## Record extracts
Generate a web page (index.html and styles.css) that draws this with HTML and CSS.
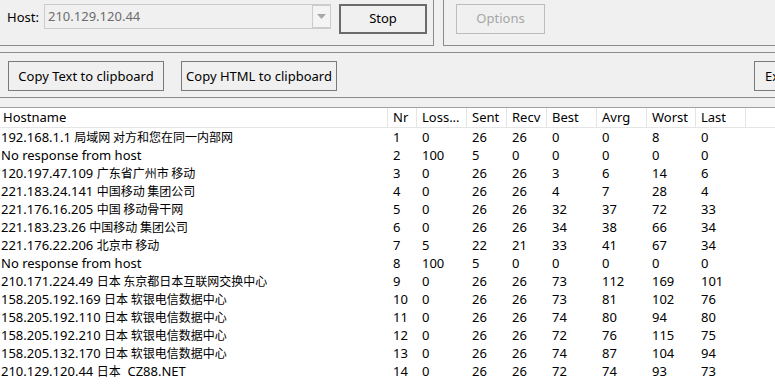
FILE: index.html
```html
<!DOCTYPE html>
<html lang="en">
<head>
    <meta charset="UTF-8">
    <meta name="viewport" content="width=device-width, initial-scale=1.0">
    <title>WinMTR</title>
    <link rel="stylesheet" href="styles.css">
</head>
<body>

    <!-- Host / options group boxes -->
    <div class="top">
        <div class="group group-host">
            <label class="host-label">Host:</label>
            <div class="combo">
                <span class="combo-text">210.129.120.44</span>
                <span class="combo-arrow"><svg width="9" height="5" viewBox="0 0 9 5"><path d="M0 0h9L4.5 5z" fill="#a8a8a8"/></svg></span>
            </div>
            <button class="btn btn-default">Stop</button>
        </div>
        <div class="group group-options">
            <button class="btn btn-disabled">Options</button>
        </div>
    </div>

    <!-- Toolbar -->
    <div class="toolbar">
        <button class="btn btn-wide">Copy Text to clipboard</button>
        <button class="btn btn-wide">Copy HTML to clipboard</button>
        <button class="btn btn-export">Export TEXT</button>
    </div>

    <!-- Results list -->
    <div class="list">
        <div class="row head">
            <div>Hostname</div><div>Nr</div><div>Loss...</div><div>Sent</div><div>Recv</div><div>Best</div><div>Avrg</div><div>Worst</div><div>Last</div><div></div>
        </div>
        <div class="row"><div>192.168.1.1 <span class="cjk">局域网 对方和您在同一内部网</span></div><div>1</div><div>0</div><div>26</div><div>26</div><div>0</div><div>0</div><div>8</div><div>0</div></div>
        <div class="row"><div>No response from host</div><div>2</div><div>100</div><div>5</div><div>0</div><div>0</div><div>0</div><div>0</div><div>0</div></div>
        <div class="row"><div>120.197.47.109 <span class="cjk">广东省广州市 移动</span></div><div>3</div><div>0</div><div>26</div><div>26</div><div>3</div><div>6</div><div>14</div><div>6</div></div>
        <div class="row"><div>221.183.24.141 <span class="cjk">中国移动 集团公司</span></div><div>4</div><div>0</div><div>26</div><div>26</div><div>4</div><div>7</div><div>28</div><div>4</div></div>
        <div class="row"><div>221.176.16.205 <span class="cjk">中国 移动骨干网</span></div><div>5</div><div>0</div><div>26</div><div>26</div><div>32</div><div>37</div><div>72</div><div>33</div></div>
        <div class="row"><div>221.183.23.26 <span class="cjk">中国移动 集团公司</span></div><div>6</div><div>0</div><div>26</div><div>26</div><div>34</div><div>38</div><div>66</div><div>34</div></div>
        <div class="row"><div>221.176.22.206 <span class="cjk">北京市 移动</span></div><div>7</div><div>5</div><div>22</div><div>21</div><div>33</div><div>41</div><div>67</div><div>34</div></div>
        <div class="row"><div>No response from host</div><div>8</div><div>100</div><div>5</div><div>0</div><div>0</div><div>0</div><div>0</div><div>0</div></div>
        <div class="row"><div>210.171.224.49 <span class="cjk">日本 东京都日本互联网交换中心</span></div><div>9</div><div>0</div><div>26</div><div>26</div><div>73</div><div>112</div><div>169</div><div>101</div></div>
        <div class="row"><div>158.205.192.169 <span class="cjk">日本 软银电信数据中心</span></div><div>10</div><div>0</div><div>26</div><div>26</div><div>73</div><div>81</div><div>102</div><div>76</div></div>
        <div class="row"><div>158.205.192.110 <span class="cjk">日本 软银电信数据中心</span></div><div>11</div><div>0</div><div>26</div><div>26</div><div>74</div><div>80</div><div>94</div><div>80</div></div>
        <div class="row"><div>158.205.192.210 <span class="cjk">日本 软银电信数据中心</span></div><div>12</div><div>0</div><div>26</div><div>26</div><div>72</div><div>76</div><div>115</div><div>75</div></div>
        <div class="row"><div>158.205.132.170 <span class="cjk">日本 软银电信数据中心</span></div><div>13</div><div>0</div><div>26</div><div>26</div><div>74</div><div>87</div><div>104</div><div>94</div></div>
        <div class="row"><div>210.129.120.44 <span class="cjk">日本</span>&nbsp;&nbsp;CZ88.NET</div><div>14</div><div>0</div><div>26</div><div>26</div><div>72</div><div>74</div><div>93</div><div>73</div></div>
    </div>

</body>
</html>
```

FILE: styles.css
```css
body {
    margin: 0;
    width: 775px;
    height: 388px;
    overflow: hidden;
    background-color: #f0f0f0;
    font-family: "Noto Sans", "Noto Sans CJK SC", sans-serif;
    font-size: 13px;
    color: #000;
}

.cjk {
    font-family: "Noto Sans CJK SC", sans-serif;
    font-size: 12px;
}

/* Group boxes */
.top {
    display: flex;
    height: 46px;
    margin-bottom: 6px;
}

.group {
    display: flex;
    align-items: flex-start;
    box-sizing: border-box;
    height: 46px;
    padding-top: 4px;
    border-bottom: 1px solid #8c8c8c;
}

.group-host {
    width: 434px;
    padding-left: 7px;
    border-right: 1px solid #8c8c8c;
}

.group-options {
    flex: 1;
    margin-left: 9px;
    padding-left: 12px;
    border-left: 1px solid #8c8c8c;
}

.host-label {
    line-height: 27px;
    width: 37px;
}

.combo {
    display: flex;
    justify-content: space-between;
    box-sizing: border-box;
    width: 287px;
    height: 25px;
    border: 1px solid #cccccc;
    background: #f0f0f0;
}

.combo-text {
    padding-left: 3px;
    line-height: 22px;
    color: #6d6d6d;
}

.combo-arrow {
    display: flex;
    align-items: center;
    justify-content: center;
    box-sizing: border-box;
    width: 18px;
    border: 1px solid #cccccc;
    border-right-width: 0;
    background: #f4f4f4;
}

/* Buttons */
.btn {
    box-sizing: border-box;
    height: 30px;
    padding: 0;
    font-family: inherit;
    font-size: 13px;
    color: #000;
    background: #f0f0f0;
    border: 1px solid #7a7a7a;
    flex-shrink: 0;
}

.btn-default {
    width: 88px;
    margin-left: 8px;
    padding-bottom: 2px;
    border: 2px solid #6b6b6b;
}

.btn-disabled {
    width: 89px;
    padding-bottom: 2px;
    color: #a6a6a6;
    border-color: #bcbcbc;
}

/* Toolbar */
.toolbar {
    display: flex;
    height: 46px;
    box-sizing: border-box;
    padding: 8px 0 0 8px;
    border-top: 1px solid #8c8c8c;
    border-bottom: 1px solid #8c8c8c;
    overflow: hidden;
}

.btn-wide {
    width: 156px;
    margin-right: 17px;
}

.btn-export {
    width: 110px;
    margin-left: 400px;
    text-align: left;
    padding-left: 10px;
}

/* List view */
.list {
    margin-top: 9px;
    background: #fff;
    border-top: 1px solid #a0a0a0;
    height: 280px;
    overflow: hidden;
}

.row {
    display: grid;
    grid-template-columns: 388px 29px 50px 40px 40px 50px 50px 49px 50px 1fr;
    height: 18px;
    line-height: 18px;
    white-space: nowrap;
}

.row > div {
    padding-left: 5px;
    overflow: hidden;
}

.row > div:first-child {
    padding-left: 1px;
}

.head {
    height: 19px;
    line-height: 19px;
    border-bottom: 1px solid #e5e5e5;
}

.head > div {
    border-right: 1px solid #e5e5e5;
}

.head > div:first-child {
    padding-left: 3px;
}

.head > div:last-child {
    border-right: 0;
}
```
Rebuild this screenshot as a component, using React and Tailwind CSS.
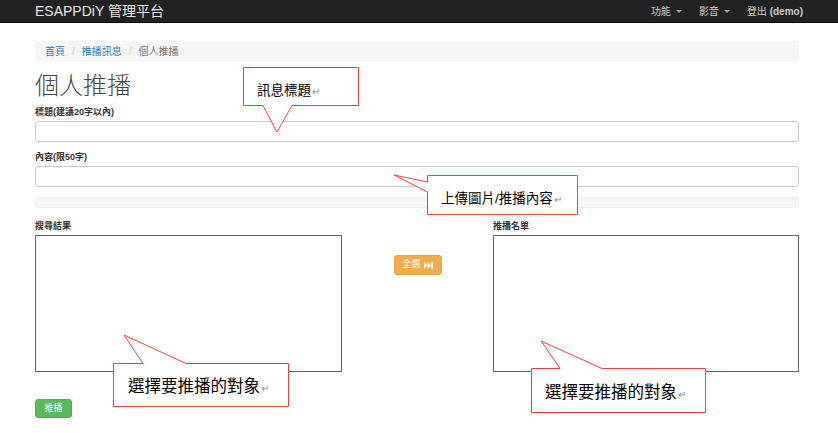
import React from "react";

const F = { fontFamily: '"Liberation Sans", "Noto Sans CJK TC", sans-serif' };

function Caret() {
  return <span className="ml-[5px] inline-block w-0 h-0 border-l-[3px] border-r-[3px] border-t-[3px] border-l-transparent border-r-transparent border-t-[#9d9d9d] align-middle" />;
}

function Ret() {
  return <span className="text-[#888] text-[10px] ml-[1px]">↵</span>;
}

export default function App() {
  return (
    <div className="relative w-[838px] h-[433px] bg-white overflow-hidden text-[#333]" style={F}>
      {/* navbar */}
      <div className="h-[23px] bg-[#222] border-b border-[#080808] flex items-center px-[35px]">
        <div className="text-[14px] text-[#e5e5e5] leading-none">ESAPPDiY 管理平台</div>
        <div className="ml-auto flex items-center text-[10px] text-[#cfcfcf] gap-[17px]">
          <span className="flex items-center">功能<Caret /></span>
          <span className="flex items-center">影音<Caret /></span>
          <span>登出 <b>(demo)</b></span>
        </div>
      </div>

      <div className="px-[35px] pt-[18px] w-[800px] box-content">
        <div className="w-[764px]">
          {/* breadcrumb */}
          <div className="h-[21px] bg-[#f5f5f5] rounded-[3px] flex items-center px-[10px] text-[10px]">
            <span className="text-[#337ab7]">首頁</span>
            <span className="text-[#ccc] mx-[7px]">/</span>
            <span className="text-[#337ab7]">推播訊息</span>
            <span className="text-[#ccc] mx-[7px]">/</span>
            <span className="text-[#777]">個人推播</span>
          </div>

          <div className="mt-[10px] text-[24px] leading-[28px] font-light text-[#444]">個人推播</div>

          <div className="mt-[6px] text-[9px] font-bold leading-[12px]">標題(建議20字以內)</div>
          <div className="mt-[3px] h-[21px] border border-[#ccc] rounded-[3px]" />

          <div className="mt-[9px] text-[9px] font-bold leading-[12px]">內容(限50字)</div>
          <div className="mt-[3px] h-[21px] border border-[#ccc] rounded-[3px]" />

          <div className="mt-[10px] h-[11px] bg-[#f5f5f5] rounded-[3px] border border-[#eee]" />

          <div className="mt-[12px] grid grid-cols-[307px_1fr_306px]">
            <div>
              <div className="text-[9px] font-bold leading-[12px]">搜尋結果</div>
              <div className="mt-[3px] h-[137px] border border-[#666]" />
            </div>
            <div className="flex justify-center pt-[35px]">
              <div className="h-[20px] w-[48px] bg-[#f0ad4e] border border-[#eea236] rounded-[3px] text-white text-[9px] flex items-center justify-center gap-[3px]">
                全選
                <svg width="9" height="7" viewBox="0 0 9 7"><path d="M0 0 L3.5 3.5 L0 7 Z M3.5 0 L7 3.5 L3.5 7 Z" fill="#fff" /><rect x="7.3" y="0" width="1.7" height="7" fill="#fff" /></svg>
              </div>
            </div>
            <div>
              <div className="text-[9px] font-bold leading-[12px]">推播名單</div>
              <div className="mt-[3px] h-[137px] border border-[#666]" />
            </div>
          </div>

          <div className="mt-[27px] h-[19px] w-[37px] bg-[#5cb85c] border border-[#4cae4c] rounded-[3px] text-white text-[9px] flex items-center justify-center">推播</div>
        </div>
      </div>

      {/* callouts overlay */}
      <svg className="absolute left-0 top-0" width="838" height="433" viewBox="0 0 838 433">
        <g fill="#fff" stroke="#ff3b3b" strokeWidth="1" strokeLinejoin="miter">
          <path d="M243.5,67.5 L358.5,67.5 L358.5,105.5 L292,105.5 L277,132 L263,105.5 L243.5,105.5 Z" />
          <path d="M427.5,175.5 L577.5,175.5 L577.5,214.5 L427.5,214.5 L427.5,192 L394,175 L427.5,182 Z" />
          <path d="M113.5,363.5 L143,363.5 L124,335 L186,363.5 L288.5,363.5 L288.5,406.5 L113.5,406.5 Z" />
          <path d="M531.5,368.5 L560,368.5 L541,341 L602,368.5 L705.5,368.5 L705.5,412.5 L531.5,412.5 Z" />
        </g>
      </svg>
      <div className="absolute left-[257px] top-[83px] text-[13.5px] leading-[16px] text-black">訊息標題<Ret /></div>
      <div className="absolute left-[441px] top-[191px] text-[13.5px] leading-[16px] text-black">上傳圖片/推播內容<Ret /></div>
      <div className="absolute left-[128px] top-[377px] text-[16.5px] leading-[19px] text-black">選擇要推播的對象<Ret /></div>
      <div className="absolute left-[545px] top-[383px] text-[16.5px] leading-[19px] text-black">選擇要推播的對象<Ret /></div>
    </div>
  );
}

## Written problem
Lines from the one with "Rebuild this screenshot" through the one with "h-[11px] bg-[#f5f5f5] rounded-[3px]" are the only ones to quote. Quote them exactly and leave out pictures.

## Answer in full
Rebuild this screenshot as a component, using React and Tailwind CSS.
import React from "react";

const F = { fontFamily: '"Liberation Sans", "Noto Sans CJK TC", sans-serif' };

function Caret() {
  return <span className="ml-[5px] inline-block w-0 h-0 border-l-[3px] border-r-[3px] border-t-[3px] border-l-transparent border-r-transparent border-t-[#9d9d9d] align-middle" />;
}

function Ret() {
  return <span className="text-[#888] text-[10px] ml-[1px]">↵</span>;
}

export default function App() {
  return (
    <div className="relative w-[838px] h-[433px] bg-white overflow-hidden text-[#333]" style={F}>
      {/* navbar */}
      <div className="h-[23px] bg-[#222] border-b border-[#080808] flex items-center px-[35px]">
        <div className="text-[14px] text-[#e5e5e5] leading-none">ESAPPDiY 管理平台</div>
        <div className="ml-auto flex items-center text-[10px] text-[#cfcfcf] gap-[17px]">
          <span className="flex items-center">功能<Caret /></span>
          <span className="flex items-center">影音<Caret /></span>
          <span>登出 <b>(demo)</b></span>
        </div>
      </div>

      <div className="px-[35px] pt-[18px] w-[800px] box-content">
        <div className="w-[764px]">
          {/* breadcrumb */}
          <div className="h-[21px] bg-[#f5f5f5] rounded-[3px] flex items-center px-[10px] text-[10px]">
            <span className="text-[#337ab7]">首頁</span>
            <span className="text-[#ccc] mx-[7px]">/</span>
            <span className="text-[#337ab7]">推播訊息</span>
            <span className="text-[#ccc] mx-[7px]">/</span>
            <span className="text-[#777]">個人推播</span>
          </div>

          <div className="mt-[10px] text-[24px] leading-[28px] font-light text-[#444]">個人推播</div>

          <div className="mt-[6px] text-[9px] font-bold leading-[12px]">標題(建議20字以內)</div>
          <div className="mt-[3px] h-[21px] border border-[#ccc] rounded-[3px]" />

          <div className="mt-[9px] text-[9px] font-bold leading-[12px]">內容(限50字)</div>
          <div className="mt-[3px] h-[21px] border border-[#ccc] rounded-[3px]" />

          <div className="mt-[10px] h-[11px] bg-[#f5f5f5] rounded-[3px] border border-[#eee]" />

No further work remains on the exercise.